Andy Borowitz is a writer and comedian whose work has appeared in The New Yorker. He also runs the satirical website BorowitzReport.com.

Writer and comedian Andy Borowitz says he initially got into comedy for one simple reason: girls.

In addition to using his jokes to charm women, Borowitz has also written for The New Yorker and runs a satirical blog called The Borowitz Report. His latest project is The 50 Funniest American Writers: An Anthology of Humor from Mark Twain to The Onion.

Borowitz read more than 1,000 stories before whittling his selection down to 50. Comedic writers who made the cut include Woody Allen and David Sedaris. But the book also features writers who are more famous for their serious work, like Langston Hughes and Sinclair Lewis.

"Sinclair Lewis could be funny when he wanted to be," Borowitz tells weekends on All Things Considered host Guy Raz.

The Lewis story he included is an excerpt from the 1922 book Babbitt, which Borowitz calls "a great satire of Midwestern, middle-class conformity."

"He takes Babbitt through his lunch hour, where he goes to his club in his Midwestern town, and it's really just a little comic masterpiece," he says.

The book also includes one of the first stories ever published by John Hughes, the director of 1980s teen comedies like The Breakfast Club and Ferris Bueller's Day Off. The story hasn't been published since the 1970s when it first appeared in National Lampoon magazine.

"This is the one piece in the book that I think really justifies the entire purchase price of the book," he says. "It's this very surreal story of the all-American family vacation that goes awry.
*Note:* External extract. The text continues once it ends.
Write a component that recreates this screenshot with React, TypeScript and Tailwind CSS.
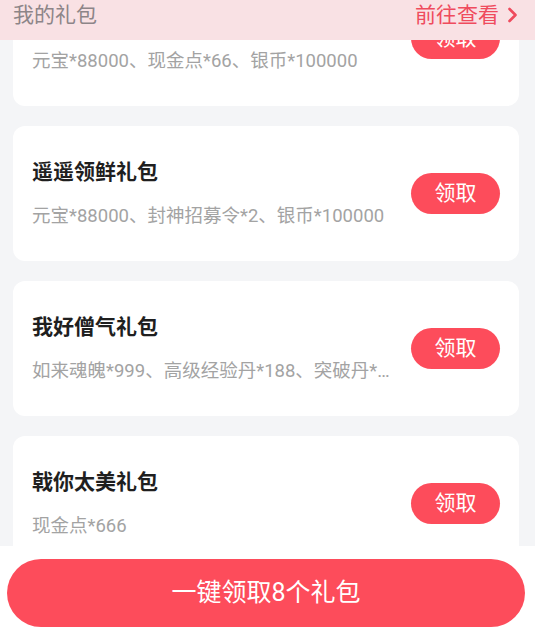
import React from "react";

type Gift = { name: string; items: string };

const gifts: Gift[] = [
  { name: "新人专属礼包", items: "元宝*88000、现金点*66、银币*100000" },
  { name: "遥遥领鲜礼包", items: "元宝*88000、封神招募令*2、银币*100000" },
  { name: "我好僧气礼包", items: "如来魂魄*999、高级经验丹*188、突破丹*10、银币*100000" },
  { name: "戟你太美礼包", items: "现金点*666" },
];

const font = { fontFamily: 'Roboto, "Noto Sans CJK SC", "Noto Sans", sans-serif' };

export default function App() {
  return (
    <div className="relative h-[630px] w-[535px] overflow-hidden bg-[#f4f5f7]" style={font}>
      <div className="mt-[-29px] flex flex-col gap-5 pl-[13px] pr-4">
        {gifts.map((g) => (
          <GiftCard key={g.name} gift={g} />
        ))}
      </div>

      <div className="absolute left-0 right-0 top-0 flex h-10 items-start justify-between bg-[#f9e1e4] pl-[13px] pr-[17px]">
        <span className="text-[21px] leading-[30px] text-[#8d8588]">我的礼包</span>
        <span className="flex items-center gap-[8px] text-[21px] leading-[30px] text-[#ef4b5d]">
          前往查看
          <svg width="11" height="16" viewBox="0 0 11 16" fill="none">
            <path d="M2.5 2 L8.5 8 L2.5 14" stroke="#ef4b5d" strokeWidth="2.6" strokeLinecap="round" strokeLinejoin="round" />
          </svg>
        </span>
      </div>

      <div className="absolute bottom-0 left-0 right-0 flex h-[84px] items-end bg-white pb-[3px] pl-[7px] pr-[10px]">
        <button className="h-[68px] w-full rounded-full bg-[#fd4c5b] text-[25px] text-white">
          一键领取8个礼包
        </button>
      </div>
    </div>
  );
}

function GiftCard({ gift }: { gift: Gift }) {
  return (
    <div className="flex h-[135px] items-center justify-between rounded-xl bg-white px-[19px]">
      <div className="flex w-[358px] flex-col">
        <span className="text-[21px] font-bold leading-[28px] text-[#1f1f1f]">{gift.name}</span>
        <span className="mt-[17px] truncate text-[18.5px] leading-[26px] text-[#a3a3a3]">{gift.items}</span>
      </div>
      <button className="h-[41px] w-[89px] rounded-full bg-[#fd4c5b] text-[21px] text-white">领取</button>
    </div>
  );
}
Now this later, of course, become the Chevy Chase Vacation movies, and it led to his amazing run of successful comedy movies."

Borowitz says being able to share long-since-forgotten stories, like the one by Hughes, was one of the best parts of editing the book.

"It's very cool to me as an anthologist to be able to unearth something like this and share it with an audience that would otherwise never see it," he says.